Deep Water Church, Halifax NS, May 27

Photo: Steve Louie

BY Ryan McNuttPublished May 28, 2016

8
When there's a laptop onstage during a performance — let alone two laptops — it's all too easy to cast doubts as to the source of the music you're hearing. What's smart about a band like acclaimed New York avant-garde trio Zs is that while they're more than eager to build their bewildering soundscapes to gigantic, noisy peaks, they also frequently dial things back to a minimalist core so you can tell that, yes, those sounds are coming from the musicians onstage.
 
Not without help, mind you — in the case of guitarist Patrick Higgins, especially, his laptop and series of pedals allowed him to transform his guitar into an instrument seemingly from some unknown nether-region in which all boundaries between melody and percussion have been erased.

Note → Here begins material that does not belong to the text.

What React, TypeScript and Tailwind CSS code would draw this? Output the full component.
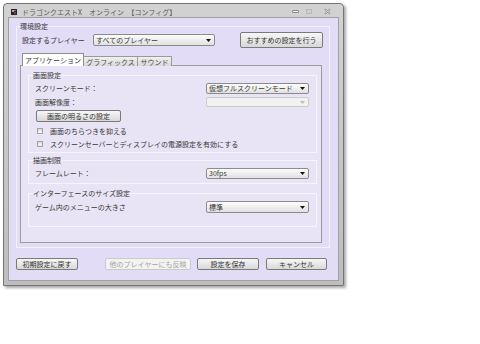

In the first segment of the show, for example (the band performed for three long stretches), he created dizzying sounds that echoed fingers dancing their way across metal or wood — which, of course, is what guitar playing literally is, but rarely sounds like.
 
Watching Zs' set, I found myself drawn to different parts of each performer's person. With Higgins, it was his left hand, performing a spider's dance across the neck of his guitar. For drummer Greg Fox, it was his head, which felt unmoored from his neck as it aimed to align with the complementary, oft-frantic rhythms his hands were creating. And with saxophonist and group founder Sam Hillmer, it was all in the knees, which would buckle as the band's intensity rose and he collapsed down into the stage to let loose a hellfire of woodwind fury. It made for a fevered, physical performance.